After some good food and a couple tasty beers, we walked around the corner to the Park Bar. I think there’s some interesting back story to this bar, but I can’t exactly remember it. I know the owner remodeled/restored the bar a few years ago, and has/had big plans for further restoration and work on the building. I can’t recall if any of that succeeded or where he’s at, but I don’t really care because the bar is a great place to go, regardless of anything else he may have going on. There’s a huge circular bar in the middle of the room, with tables at the outside edges.
Two of the 4 walls are windows top to bottom with high 14 ft ceilings (or is it 20? don’t hold me to it, I’m not a carpenter), so there’s plenty of interesting light coming in. Now there’s not that much interesting to look at out the window between the 2 deserted buildings and the empty lot, but being just a block off of Woodward, and near a couple hot spots, you still see a fair amount of foot traffic to gawk at. And of course you can always pass the time speculating about what’s going on with the deserted buildings across the road- whether they’re in the process of being restored, prepped for demolition, or just gathering dust. They have a very good beer selection here. A good amount of Michigan craft beer on tap, with some of it fairly rare (we had Kuhnhenn’s on tap, which was awesome), and a mix of some other notable craft beers from around the country. There was a small take-out restaurant directly attached (maybe owned by same guy?) called the Budapest Grill. That seemed to do a fairly healthy business and most of the people would get the food next door and walk it across and sit at the tables around the bar.

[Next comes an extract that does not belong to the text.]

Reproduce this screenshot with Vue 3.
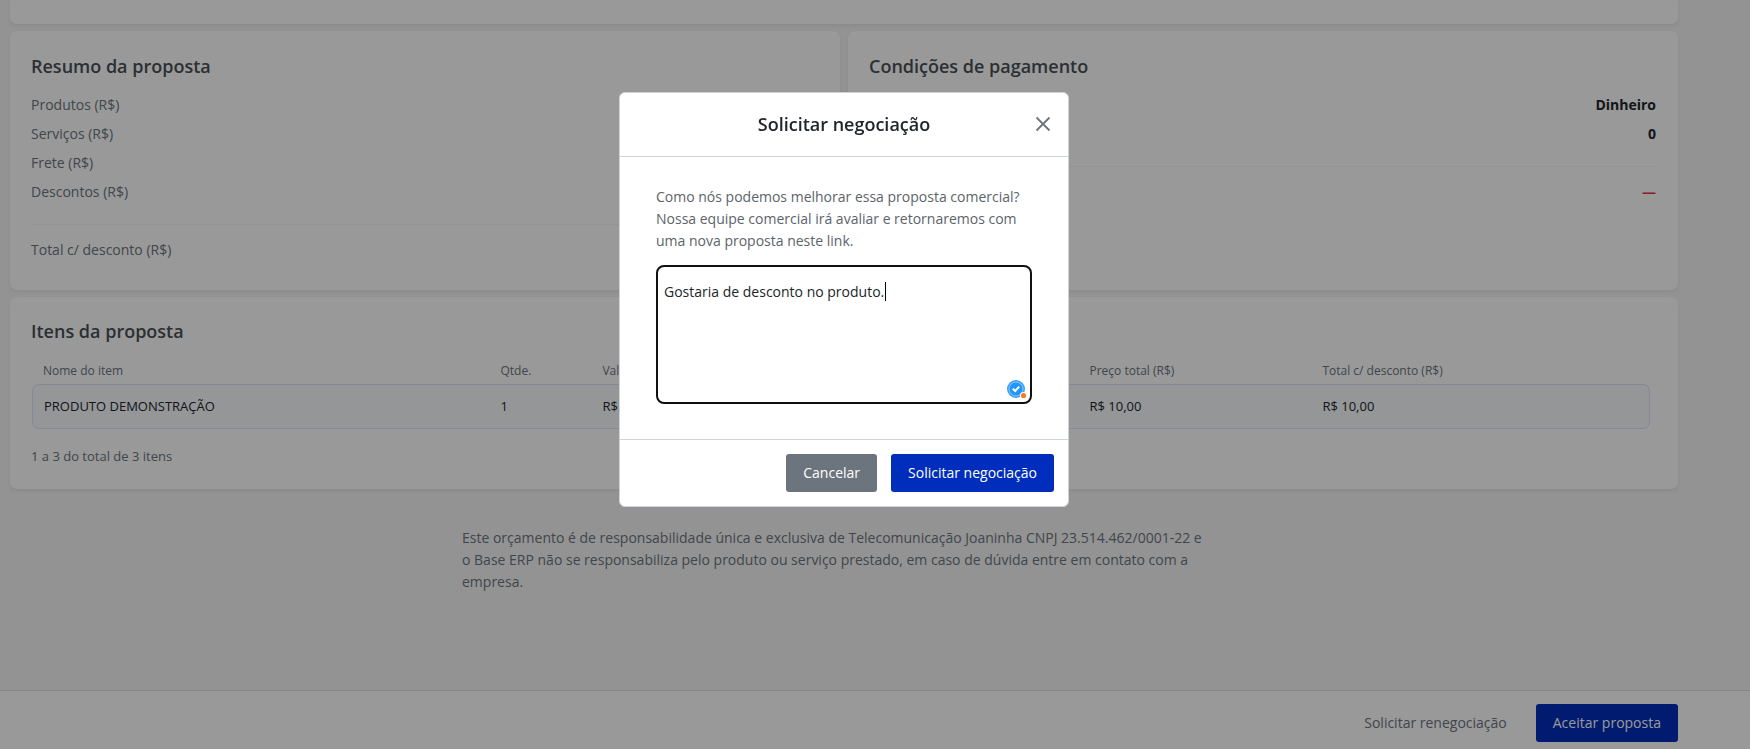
<script setup>
import { ref, computed, nextTick, onMounted } from 'vue'

const message = ref('Gostaria de desconto no produto.')
const field = ref(null)
const textWidth = ref(0)
const caretLeft = computed(() => `${Math.round(textWidth.value) + 9}px`)

function measure() {
  const ctx = document.createElement('canvas').getContext('2d')
  ctx.font = getComputedStyle(field.value).font
  textWidth.value = ctx.measureText(message.value).width
}

onMounted(async () => {
  await nextTick()
  measure()
})

const summary = ['Produtos (R$)', 'Serviços (R$)', 'Frete (R$)', 'Descontos (R$)']
const items = [
  { name: 'PRODUTO DEMONSTRAÇÃO', qty: 1, unit: 'R$ 10,00', total: 'R$ 10,00', net: 'R$ 10,00' },
]
</script>

<template>
  <div class="page">
    <main class="content">
      <section class="card card-top"></section>

      <div class="columns">
        <section class="card">
          <h2>Resumo da proposta</h2>
          <p v-for="label in summary" :key="label" class="line">{{ label }}</p>
          <hr />
          <p class="line">Total c/ desconto (R$)</p>
        </section>
        <section class="card">
          <h2>Condições de pagamento</h2>
          <p class="line value">Dinheiro</p>
          <p class="line value">0</p>
          <hr />
          <p class="line value negative">—</p>
        </section>
      </div>

      <section class="card">
        <h2 class="items-title">Itens da proposta</h2>
        <table>
          <colgroup>
            <col class="col-name" />
            <col class="col-qty" />
            <col class="col-unit" />
            <col class="col-total" />
            <col />
          </colgroup>
          <thead>
            <tr>
              <th>Nome do item</th>
              <th>Qtde.</th>
              <th>Valor unitário (R$)</th>
              <th>Preço total (R$)</th>
              <th>Total c/ desconto (R$)</th>
            </tr>
          </thead>
          <tbody>
            <tr v-for="item in items" :key="item.name">
              <td>{{ item.name }}</td>
              <td>{{ item.qty }}</td>
              <td>{{ item.unit }}</td>
              <td>{{ item.total }}</td>
              <td>{{ item.net }}</td>
            </tr>
          </tbody>
        </table>
        <p class="count">1 a 3 do total de 3 itens</p>
      </section>

      <p class="legal">
        Este orçamento é de responsabilidade única e exclusiva de Telecomunicação Joaninha CNPJ
        23.514.462/0001-22 e o Base ERP não se responsabiliza pelo produto ou serviço prestado, em
        caso de dúvida entre em contato com a empresa.
      </p>
    </main>

    <footer class="actions">
      <button type="button" class="btn btn-link">Solicitar renegociação</button>
      <button type="button" class="btn btn-primary">Aceitar proposta</button>
    </footer>

    <div class="backdrop">
      <div class="dialog" role="dialog" aria-modal="true" aria-labelledby="dialog-title">
        <header class="dialog-head">
          <h3 id="dialog-title">Solicitar negociação</h3>
          <button type="button" class="close" aria-label="Fechar">
            <svg width="16" height="16" viewBox="0 0 16 16" fill="none">
              <path d="M1.5 1.5L14.5 14.5M14.5 1.5L1.5 14.5" stroke="#6c757d" stroke-width="1.8" />
            </svg>
          </button>
        </header>
        <div class="dialog-body">
          <label for="message">
            Como nós podemos melhorar essa proposta comercial? Nossa equipe comercial irá avaliar e
            retornaremos com uma nova proposta neste link.
          </label>
          <div class="field">
            <textarea id="message" ref="field" v-model="message" spellcheck="false" @input="measure"></textarea>
            <span class="caret" :style="{ left: caretLeft }"></span>
            <svg class="checker" width="20" height="20" viewBox="0 0 20 20">
              <circle cx="9" cy="9" r="9" fill="#3f9ff5" />
              <circle cx="9" cy="9" r="7" fill="#2196fb" stroke="#8cc8fc" stroke-width="1" />
              <path d="M5.8 8.8L8.2 11L12.2 6.6" fill="none" stroke="#fff" stroke-width="2" />
              <circle cx="16.5" cy="15.5" r="3.5" fill="#fff" />
              <circle cx="16.5" cy="15.5" r="2.6" fill="#f57c20" />
            </svg>
          </div>
        </div>
        <div class="dialog-foot">
          <button type="button" class="btn btn-secondary">Cancelar</button>
          <button type="button" class="btn btn-primary">Solicitar negociação</button>
        </div>
      </div>
    </div>
  </div>
</template>

<style>
body {
  margin: 0;
  background: #f5f5f5;
}
</style>

<style scoped>
* {
  box-sizing: border-box;
}
.page {
  display: flex;
  flex-direction: column;
  min-height: 100vh;
  background: #f5f5f5;
  color: #6c757d;
  font-family: "Open Sans", "Noto Sans", sans-serif;
  font-size: 14px;
  line-height: 21px;
}
.content {
  display: flex;
  flex-direction: column;
  gap: 7px;
  flex: 1;
  padding: 0 72px 0 10px;
}
.card {
  background: #fff;
  border-radius: 7px;
  box-shadow: 0 2px 4px rgba(0, 0, 0, 0.06);
  padding: 22px 22px 22px 21px;
}
.card-top {
  height: 24px;
  padding: 0;
  border-radius: 0 0 7px 7px;
}
.columns {
  display: grid;
  grid-template-columns: 1fr 1fr;
  gap: 8px;
}
.columns .card {
  min-height: 259px;
}
h2 {
  margin: 0 0 15px;
  color: #495057;
  font-size: 18px;
  font-weight: 600;
  line-height: 26px;
}
.items-title {
  margin-bottom: 15px;
  line-height: 24px;
}
.line {
  margin: 0 0 8px;
}
.value {
  color: #212529;
  font-weight: 700;
  text-align: right;
}
.negative {
  color: #dc3545;
}
hr {
  margin: 22px 0 14px;
  border: 0;
  border-top: 1px solid #f5f5f5;
}
table {
  width: calc(100% - 7px);
  margin-left: 1px;
  table-layout: fixed;
  border-collapse: separate;
  border-spacing: 0;
  text-align: left;
}
.col-name {
  width: 28.4%;
}
.col-qty {
  width: 6.3%;
}
.col-unit {
  width: 30.1%;
}
.col-total {
  width: 14.4%;
}
th {
  padding: 0 9px;
  font-size: 12px;
  font-weight: 400;
  line-height: 26px;
}
th:first-child,
td:first-child {
  padding-left: 11px;
}
td {
  height: 45px;
  padding: 0 9px;
  background: #f7fafd;
  border: 1px solid #e1e3fb;
  border-width: 1px 0;
  color: #212529;
  font-size: 13px;
}
td:first-child {
  border-left-width: 1px;
  border-radius: 7px 0 0 7px;
}
td:last-child {
  border-right-width: 1px;
  border-radius: 0 7px 7px 0;
}
.count {
  margin: 17px 0 0;
  font-size: 13px;
}
.legal {
  width: 764px;
  max-width: 100%;
  margin: 31px auto;
  padding-right: 16px;
  line-height: 22px;
}
.actions {
  display: flex;
  justify-content: flex-end;
  align-items: center;
  gap: 12px;
  padding: 13px 72px 7px 10px;
  background: #fff;
  border-top: 1px solid #dee2e6;
}
.btn {
  height: 38px;
  padding: 0 17px 2px;
  border: 0;
  border-radius: 3px;
  color: #fff;
  font: inherit;
  font-weight: 500;
}
.btn-primary {
  background: #002dbb;
}
.btn-secondary {
  background: #6c757d;
}
.btn-link {
  background: transparent;
  color: #6c757d;
  font-weight: 400;
}
.backdrop {
  position: fixed;
  inset: 0;
  display: flex;
  justify-content: center;
  align-items: flex-start;
  padding: 92px 62px 0 0;
  background: rgba(0, 0, 0, 0.4);
}
.dialog {
  width: 450px;
  background: #fff;
  border: 1px solid #ced4da;
  border-radius: 6px;
}
.dialog-head {
  position: relative;
  padding: 18px 48px 19px;
  border-bottom: 1px solid #ced4da;
}
h3 {
  margin: 0;
  color: #212529;
  font-size: 18px;
  font-weight: 600;
  line-height: 26px;
  text-align: center;
}
.close {
  position: absolute;
  top: 19px;
  right: 13px;
  display: flex;
  align-items: center;
  justify-content: center;
  width: 24px;
  height: 24px;
  padding: 0;
  background: none;
  border: 0;
}
.dialog-body {
  padding: 29px 36px 35px;
}
label {
  display: block;
  color: #5c636a;
  line-height: 22px;
}
.field {
  position: relative;
  margin-top: 13px;
}
textarea {
  display: block;
  width: 100%;
  height: 139px;
  padding: 14px 6px;
  background: #fff;
  border: 2px solid #101010;
  border-radius: 8px;
  outline: 0;
  color: #212529;
  caret-color: transparent;
  font: inherit;
  resize: none;
}
.caret {
  position: absolute;
  top: 17px;
  width: 1px;
  height: 19px;
  background: #000;
}
.checker {
  position: absolute;
  right: 5px;
  bottom: 4px;
}
.dialog-foot {
  display: flex;
  justify-content: flex-end;
  gap: 14px;
  padding: 14px;
  border-top: 1px solid #ced4da;
}
</style>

Last on our walking beer tour was a trip down to my favorite downtown spot, the Grand Trunk Pub. Now this used to be called Foran’s Irish, then Foran’s Irish Grand Trunk (I think), and then Foran’s Grand Trunk. Now they finally settled in on Grand Trunk Pub. The last name is the one that seems to make the most sense with its original roots, as a ticket office of the Grand Trunk railroad. This place is really cool. It was bought out a few years back and the new owners wanted to take it in a different direction. I’d never been into it under the former owners, it always looked like it would be a scary dive bar. It’s a narrow place right on Woodward Avenue halfway between Campus Martius and Jefferson Avenue. You walk inside and you find these huge 14 ft cathedral ceilings with interesting architectural coves, exposed brick walls, and old aged wood carved bench and paneling. There’s a large bar that runs the length of this long, narrow place. They bought the restaurant next door a couple years back and knocked down a section of the wall in between for easy passing back & forth. They serve food of a fairly basic but good quality. The highlight is- can you guess?- their beer selection.
They have about 14 different brews on tap, and everything is Michigan made. They always have the good stuff from the powerhouse Michigan breweries (Bell’s, Founders, Arcadia), but also a few others thrown in for fun. There’s also a good crowd in here of a wide-ranging mix- young, old, artsy, professional.
After a few good beers there, we were into the cab over to Atwater Brewery. Atwater is a bit off by itself. There have been a few other places near there that have come & gone over time, and I think right now they’re pretty much gone. Atwater has gone through some changes over the years. They were Atwater Block Brewery for a
while, then they added a restaurant onto the brewery. It initially did well, then was almost always vacant. Then they were Stoney Creek Brewery for a bit, then that closed. Now it reopened under the Atwater name, but they dropped the “Block”. They also scrapped the dining room thing and went for a more industrial beer tasting atmosphere. They’ve got an aisleway down the middle of their brewing area, and you sit in between these giant stainless steel brewing vessels on the bare concrete floor like someone snuck you in the back door to hang out in the brewery because you’ve got “connections”. It’s a very different atmosphere from a typical brew pub, or any of the good beer bars we visited that day. But with a lot of competition on the craft beer scene lately, trying something different isn’t a bad thing. They were having an Oktoberfest here, but it wasn’t overly populated. It was rainy outside so not the best weather for sitting outside and enjoying a fresh fall day. It still made for a fun “family picnic”-like atmosphere. That’s meant as a compliment by the way, as in a gathering of a bunch of people having carefree fun on a Saturday laughing, hanging out and playing games. Not to be confused with the family picnic you hated going to as a kid and despised your parents for making you hang out with your weird cousins who you only saw once a year for a few hours of forced uncomfortable socializing. I’ll have to reserve full opinion on the brewing floor brew pub layout as there was a special event going on, and it was the last stop on a very liquid pathway that day.